Having access to previously generated tokens is not data leakage. An autoregressive generative model always is conditioned on past generated codes, so Visit-based causal modeling (where you mask out previous generated codes in the same visit) is obviously going to hurt model performance because model has to unconditionally generate codes without knowing which ones it already generated for the visit.
- Insufficient Evaluation metrics for EHR data
The evaluation metrics used only assess similar marginal distributions of codes, which implies that ROUGE-1 is really not a clinically appropriate metric for assessing EHR generated data quality since it ignores sequential order. While BERTScore does implicitly capture sequential ordering in the contextual embeddings there should be additional metrics that explicitly evaluate sequential order in the medical context, such as metrics that consider the temporal relationships between generated medical events in different visits reflecting the real ordering across visits.
Presentation issues
Please make the legend in Figure 3 clearer, and make concise names for the tokenization methods, that you can use in the legend. You should clarify what the ptile binning strategy is. I had to check the appendix and the intro to understand that you did some custom percentile binning, which is great, but should be clearer in the main text and you should give a systematic discussion of that these percentil binning strategies are and why they were chosen (per weakness 5).
[1] McDermott, Matthew, et al. "Event Stream GPT: a data pre-processing and modeling library for generative, pre-trained transformers over continuous-time sequences of complex events." Advances in Neural Information Processing Systems 36 (2023): 24322-24334.
[2] Renc, Pawel, et al. "Zero shot health trajectory prediction using transformer." NPJ Digital Medicine 7.1 (2024): 256.
[3] Kraljevic, Zeljko, et al. "Foresight—a generative pretrained transformer for modelling of patient timelines using electronic health records: a retrospective modelling study." The Lancet Digital Health 6.4 (2024): e281-e290.
问题
I will use this section to briefly summarize the top actionable things in my opinion.
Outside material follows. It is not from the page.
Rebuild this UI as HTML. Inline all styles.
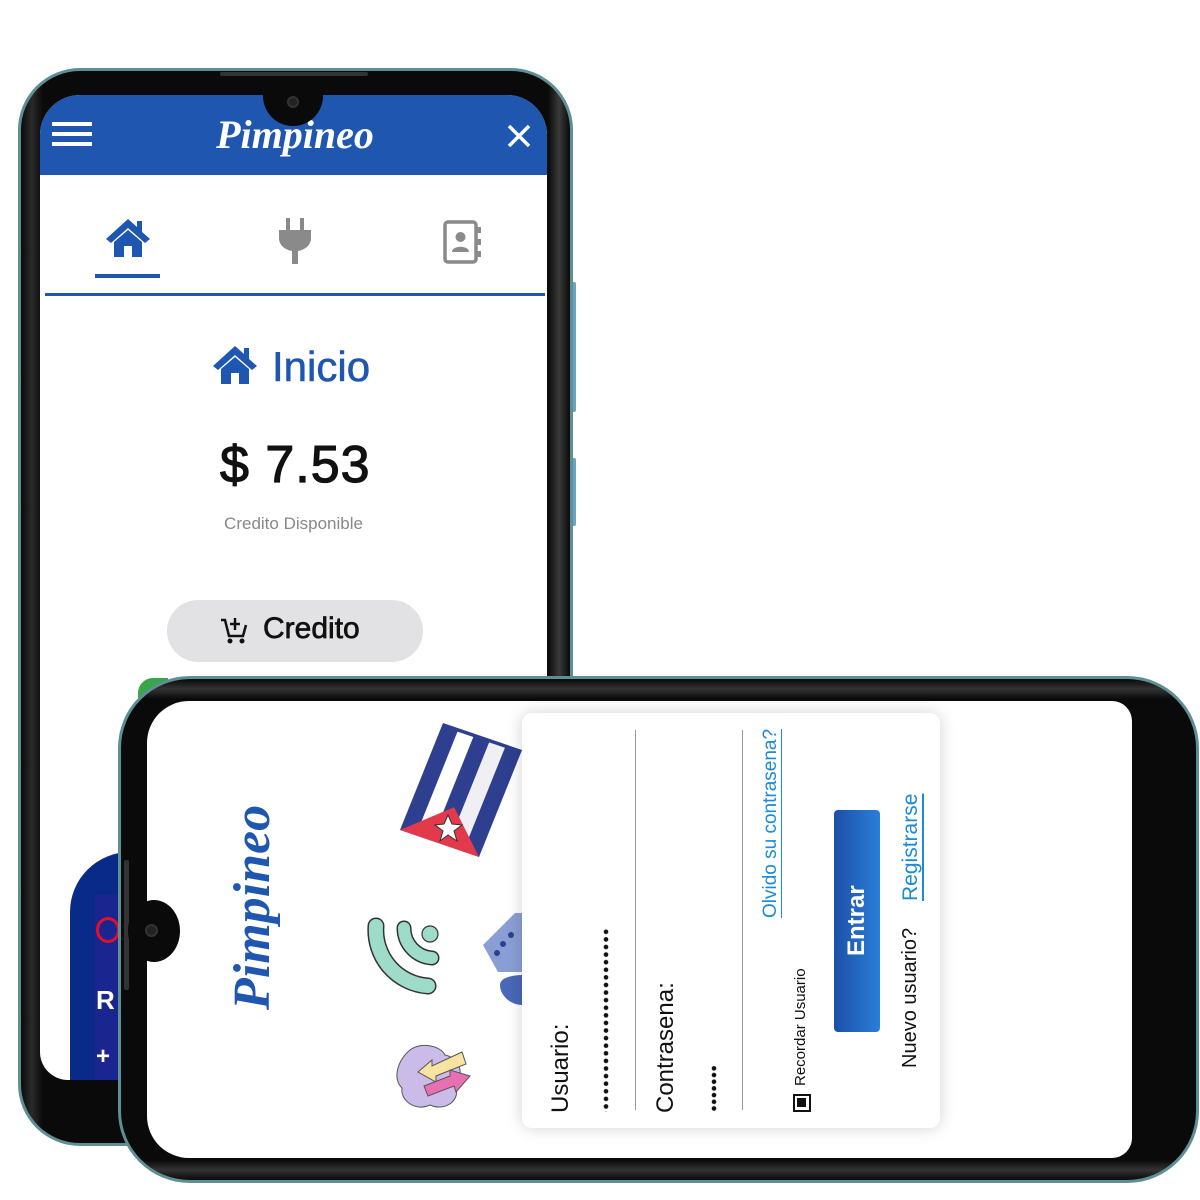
<!DOCTYPE html>
<html><head><meta charset="utf-8"><style>
*{margin:0;padding:0;box-sizing:border-box}
html,body{width:1200px;height:1200px;background:#fff;overflow:hidden;font-family:"Liberation Sans",sans-serif}
.abs{position:absolute}
.vt{position:absolute;writing-mode:vertical-rl;transform:rotate(180deg);white-space:nowrap}
</style></head><body>

<!-- TOP PHONE -->
<div class="abs" style="left:571px;top:282px;width:5px;height:130px;background:#6aa3bf;border-radius:2px"></div>
<div class="abs" style="left:571px;top:458px;width:5px;height:68px;background:#6aa3bf;border-radius:2px"></div>
<div class="abs" style="left:18px;top:68px;width:555px;height:1078px;border-radius:62px;background:#5d8f95;padding:3px">
  <div style="width:100%;height:100%;border-radius:59px;background:linear-gradient(90deg,#0a0a0a 0,#2a2a2a 2%,#0a0a0a 4%,#0a0a0a 96%,#3a3a3a 98%,#0a0a0a 100%)"></div>
</div>
<div class="abs" style="left:220px;top:72px;width:148px;height:4px;background:#333;border-radius:2px"></div>
<div class="abs" style="left:40px;top:95px;width:507px;height:985px;border-radius:40px 40px 0 28px;background:#fff;overflow:hidden">
  <div class="abs" style="left:0;top:0;width:507px;height:80px;background:#1f56b0"></div>
  <div class="abs" style="left:12px;top:27px;width:40px;height:4px;background:#fff"></div>
  <div class="abs" style="left:12px;top:37px;width:40px;height:4px;background:#fff"></div>
  <div class="abs" style="left:12px;top:47px;width:40px;height:4px;background:#fff"></div>
  <div class="abs" style="left:140px;top:16px;width:230px;text-align:center;color:#fff;font-family:'Liberation Serif',serif;font-style:italic;font-weight:bold;font-size:40px">Pimpineo</div>
  <svg class="abs" style="left:466px;top:28px" width="26" height="26"><path d="M3 3L23 23M23 3L3 23" stroke="#fff" stroke-width="3.5"/></svg>
  <svg class="abs" style="left:64px;top:122px" width="48" height="42" viewBox="0 0 48 42"><path d="M24 2L2 22L7 26L24 11L41 26L46 22L38 15V4H33V10Z" fill="#1f56b0"/><path d="M10 25L24 13L38 25V40H28V29H20V40H10Z" fill="#1f56b0"/></svg>
  <div class="abs" style="left:55px;top:179px;width:65px;height:4px;background:#1f56b0"></div>
  <svg class="abs" style="left:238px;top:123px" width="34" height="46" viewBox="0 0 34 46"><rect x="8" y="0" width="4" height="12" fill="#8a8a8a"/><rect x="22" y="0" width="4" height="12" fill="#8a8a8a"/><path d="M1 12H33V20C33 28 26 32 20 33V46H14V33C8 32 1 28 1 20Z" fill="#8a8a8a"/></svg>
  <svg class="abs" style="left:403px;top:125px" width="40" height="44" viewBox="0 0 40 44"><rect x="2" y="2" width="31" height="40" rx="3" fill="none" stroke="#8a8a8a" stroke-width="3.5"/><rect x="33" y="7" width="5" height="6" fill="#8a8a8a"/><rect x="33" y="19" width="5" height="6" fill="#8a8a8a"/><rect x="33" y="31" width="5" height="6" fill="#8a8a8a"/><circle cx="17.5" cy="17" r="5" fill="#8a8a8a"/><path d="M9 32C9 25 26 25 26 32Z" fill="#8a8a8a"/></svg>
  <div class="abs" style="left:5px;top:198px;width:500px;height:3px;background:#1f56b0"></div>
  <svg class="abs" style="left:170px;top:249px" width="50" height="42" viewBox="0 0 48 42"><path d="M24 2L2 22L7 26L24 11L41 26L46 22L38 15V4H33V10Z" fill="#1f56b0"/><path d="M10 25L24 13L38 25V40H28V29H20V40H10Z" fill="#1f56b0"/></svg>
  <div class="abs" style="left:232px;top:248px;color:#1f56b0;font-size:42px;-webkit-text-stroke:0.6px #1f56b0">Inicio</div>
  <div class="abs" style="left:180px;top:340px;color:#111;font-size:52px;-webkit-text-stroke:1.2px #111;letter-spacing:1px">$ 7.53</div>
  <div class="abs" style="left:0;top:419px;width:507px;text-align:center;color:#888;font-size:17px">Credito Disponible</div>
  <div class="abs" style="left:127px;top:505px;width:256px;height:62px;border-radius:31px;background:#e2e2e4"></div>
  <svg class="abs" style="left:180px;top:520px" width="28" height="30" viewBox="0 0 28 30"><path d="M1 5H5L9 21H23L26 10" fill="none" stroke="#111" stroke-width="2.5"/><path d="M15 3V15M10 9H20" stroke="#111" stroke-width="2.5"/><circle cx="10" cy="26" r="2.5" fill="#111"/><circle cx="22" cy="26" r="2.5" fill="#111"/></svg>
  <div class="abs" style="left:223px;top:517px;color:#111;font-size:30px;-webkit-text-stroke:0.7px #111">Credito</div>
  <div class="abs" style="left:30px;top:757px;width:120px;height:240px;border-radius:60px 60px 0 0;background:#0a2a8a"></div>
  <div class="abs" style="left:55px;top:800px;width:60px;height:200px;background:#1a2590"></div>
  <div class="abs" style="left:56px;top:822px;width:24px;height:26px;border:3px solid #e0102a;border-radius:50%"></div>
  <div class="abs" style="left:56px;top:890px;color:#fff;font-size:26px;font-weight:bold">R</div>
  <div class="abs" style="left:56px;top:948px;color:#fff;font-size:24px;font-weight:bold">+</div>
</div>
<div class="abs" style="left:263px;top:90px;width:60px;height:36px;border-radius:0 0 30px 30px;background:#0a0a0a"></div>
<div class="abs" style="left:287px;top:96px;width:12px;height:12px;border-radius:50%;background:#222;border:2px solid #333"></div>

<!-- LANDSCAPE PHONE -->
<div class="abs" style="left:138px;top:678px;width:30px;height:30px;border-radius:15px 0 0 0;background:#3aa64a"></div>
<div class="abs" style="left:118px;top:676px;width:1081px;height:507px;border-radius:72px;background:#5d8f95;padding:3px">
  <div style="width:100%;height:100%;border-radius:69px;background:linear-gradient(180deg,#0a0a0a 0,#333 2%,#0a0a0a 4%,#0a0a0a 96%,#333 98%,#0a0a0a 100%)"></div>
</div>
<div class="abs" style="left:124px;top:860px;width:5px;height:130px;background:#333;border-radius:2px"></div>
<div class="abs" style="left:147px;top:701px;width:985px;height:457px;border-radius:42px 20px 20px 42px;background:#fff;overflow:hidden"></div>
<div class="abs" style="left:128px;top:900px;width:52px;height:62px;border-radius:50%;background:#0a0a0a"></div>
<div class="abs" style="left:145px;top:924px;width:13px;height:13px;border-radius:50%;background:#222;border:2px solid #333"></div>

<div class="vt" style="left:218px;top:830px;height:180px;color:#1f56b0;font-family:'Liberation Serif',serif;font-style:italic;font-weight:bold;font-size:52px;line-height:70px;text-align:center">Pimpineo</div>

<svg class="abs" style="left:0;top:0" width="1200" height="1200">
  <g transform="matrix(79,27,-43,107,443,723)">
    <rect x="0" y="0" width="1" height="1" fill="#2e3f8f"/>
    <rect x="0.2" y="0.03" width="0.2" height="0.94" fill="#fff"/>
    <rect x="0.6" y="0.03" width="0.2" height="0.94" fill="#f0f0f4"/>
    <polygon points="0,1 1,1 0.5,0.66" fill="#e23a4a"/>
  </g>
  <polygon points="448,815 452,824 462,825 454,831 457,841 448,835 440,841 443,831 435,825 444,824" fill="#fff" stroke="#333" stroke-width="1"/>
  <path d="M376 926A56 56 0 0 0 428 986" fill="none" stroke="#333" stroke-width="17" stroke-linecap="round"/>
  <path d="M376 926A56 56 0 0 0 428 986" fill="none" stroke="#9edbc9" stroke-width="14" stroke-linecap="round"/>
  <path d="M404 928A30 30 0 0 0 432 958" fill="none" stroke="#333" stroke-width="15" stroke-linecap="round"/>
  <path d="M404 928A30 30 0 0 0 432 958" fill="none" stroke="#9edbc9" stroke-width="12" stroke-linecap="round"/>
  <circle cx="430" cy="934" r="8" fill="#9edbc9" stroke="#333" stroke-width="1.2"/>
  <path d="M483 945L515 913L522 913L522 972L498 972Z" fill="#8a9ed6"/>
  <circle cx="503" cy="944" r="3" fill="#2e3f8f"/><circle cx="511" cy="935" r="3" fill="#2e3f8f"/><circle cx="497" cy="953" r="3" fill="#2e3f8f"/>
  <path d="M500 985C500 975 522 975 522 975V1005C510 1005 500 995 500 985Z" fill="#4a68b8"/>
  <path d="M410 1050C420 1042 440 1045 445 1055C460 1058 465 1075 455 1085C462 1100 445 1112 430 1105C415 1112 400 1100 402 1088C392 1078 398 1060 410 1050Z" fill="#cbbbe8" stroke="#555" stroke-width="1"/>
  <polygon points="418,1072 432,1060 432,1066 462,1052 466,1064 436,1076 436,1082" fill="#f7e4a0" stroke="#555" stroke-width="1"/>
  <polygon points="424,1086 450,1076 450,1070 470,1076 456,1092 454,1086 428,1096" fill="#e870b0" stroke="#555" stroke-width="1"/>
</svg>

<div class="abs" style="left:522px;top:713px;width:418px;height:415px;border-radius:10px;background:#fff;box-shadow:0 0 16px rgba(0,0,0,0.18)"></div>
<div class="vt" style="left:546px;top:730px;height:383px;font-size:24px;line-height:30px;color:#111">Usuario:</div>
<div class="abs" style="left:602px;top:928px;width:8px;height:184px;background:radial-gradient(circle,#111 2px,transparent 2.6px);background-size:8px 7.6px"></div>
<div class="abs" style="left:635px;top:730px;width:1px;height:380px;background:#999"></div>
<div class="vt" style="left:651px;top:730px;height:383px;font-size:24px;line-height:30px;color:#111">Contrasena:</div>
<div class="abs" style="left:710px;top:1065px;width:8px;height:47px;background:radial-gradient(circle,#111 2px,transparent 2.6px);background-size:8px 6.7px"></div>
<div class="abs" style="left:742px;top:730px;width:1px;height:380px;background:#999"></div>
<div class="vt" style="left:759px;top:729px;height:189px;font-size:19px;line-height:24px;color:#1c8ad8;text-decoration:underline">Olvido su contrasena?</div>
<div class="abs" style="left:793px;top:1094px;width:18px;height:18px;border:2.5px solid #111;background:#fff"><div style="margin:2px;width:9px;height:9px;background:#111"></div></div>
<div class="vt" style="left:792px;top:900px;height:186px;font-size:15px;line-height:18px;color:#111">Recordar Usuario</div>
<div class="abs" style="left:834px;top:810px;width:46px;height:222px;border-radius:4px;background:linear-gradient(90deg,#1c4fa8,#2a7fd8)"></div>
<div class="vt" style="left:834px;top:810px;width:46px;height:222px;font-size:24px;line-height:46px;color:#fff;text-align:center;font-weight:bold">Entrar</div>
<div class="vt" style="left:898px;top:900px;height:168px;font-size:20px;line-height:25px;color:#111">Nuevo usuario?</div>
<div class="vt" style="left:898px;top:780px;height:121px;font-size:21px;line-height:25px;color:#1c8ad8;text-decoration:underline">Registrarse</div>

</body></html>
- Why do you not perform a zero-shot generation analysis where you compare binary classification performance for your finetuning tasks? This is the main use case for an autoregresive EHR foundation model right, to generate trajectories that actually reflect the real patient's disease progression.
- Finish your analysis -- compare all tokenization methods and pretraining task methods in the generation setting
- Add a sequential ordering metric (BertScore and Rough-1 do not explicitly assess sequential ordering accross sequences)
- Why is there not a clearer and more systematic analysis for the different percentile binnings? I see in the appendix you have done this, but it just isn't presented clearly in figure 3, and is not a systemmatic analysis of different clearly communicated numeric value binning methods. You also are missing a strategy where you don't bin at all and just use an embedding of the raw continuous value. A demonstration of how binning (as opposed to a continuous embedding strategy) would be interesting.
- Why even include the Visit-based masking baseline? It makes so much more sense to evaluate other potential auxilliary tasks than to do this experiment with an obvious result of hurting performance. And also to compare sorting codes within a visit vs random sorting. I know often we want to highlight all results and work in a paper (and it is evident you all did a lot of hard work), but this masking baseline really doesn't add anything to the paper as the negative result is obvious.
I have read and agree with the venue's withdrawal policy on behalf of myself and my co-authors.